On the morrow, a calm, lustrous day, we steamed at our leisure up the Channel and across the Irish Sea, the coast of Wales and her groups of lofty mountains in full view nearly all day. The mountains were in profile, like the Catskills viewed from the

Hudson below, only it was evident there were no trees or shrubbery upon them, and their summits, on this last day of September, were white with the snow.

ASHORE.

The first day or half day ashore is, of course, the most novel and exciting; but who, as Mr. Higginson says, can describe his sensations and emotions this first half day. It is a page of travel that has not yet been written.
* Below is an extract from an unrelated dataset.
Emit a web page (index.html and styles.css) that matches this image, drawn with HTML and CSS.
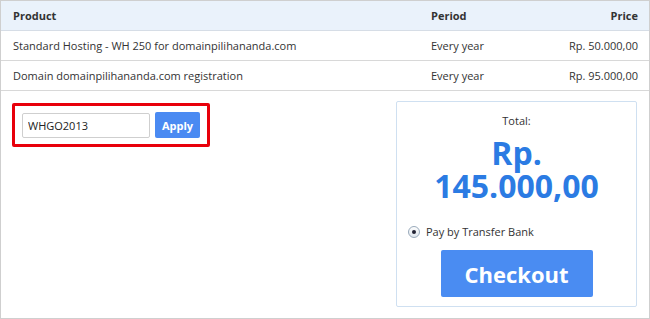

Paradoxical as it may seem, one generálly comes out of pickle much fresher than he went in. The sea has given him an enormous appetite for the land. Every one of his senses is like a hungry wolf clamorous to be fed. For my part I had suddenly emerged from a condition bordering on that of the hibernating animals-a condition in which I had neither ate, nor slept, nor thought, nor moved, when I could help it, into not only a full, but a keen and joyous, possession of my health and faculties. It was almost a metamorphosis. I was no longer the clod I had been, but a bird exulting in the earth and air, and in the liberty of motion. Then to remember it was a new earth and a new sky that I was beholding, that it was England, the old mother at last, no longer a faith or a fable, but an actual fact there before my eyes and under my feet-why should I not exult? Go to! I will be indulged. These trees, those fields, that bird darting along the hedge-rows, those men and boys picking blackberries in October, those English flowers by the road-side, (stop the carriage while I leap out and pluck them ;) the homely, domestic look of things, those houses, those queer vehicles, those thick-coated horses, those big-footed, coarsely-clad,clear-skinned men and women, this massive, homely, compact architecture-let me have a good look, for this is my first hour in England, and I am drunk with the joy of seeing! This housefly even, let me inspect it, and that swallow skimming along so familiarly; is he the same I saw trying to cling to the sails of the vessel the third day out? or is the swallow the swallow the world over? This grass I certainly have seen before, and this red and white clover, but this daisy and dandelion are not the same, and I have come three thousand miles to see the mullen cultivated in a garden, and christened the velvet plant.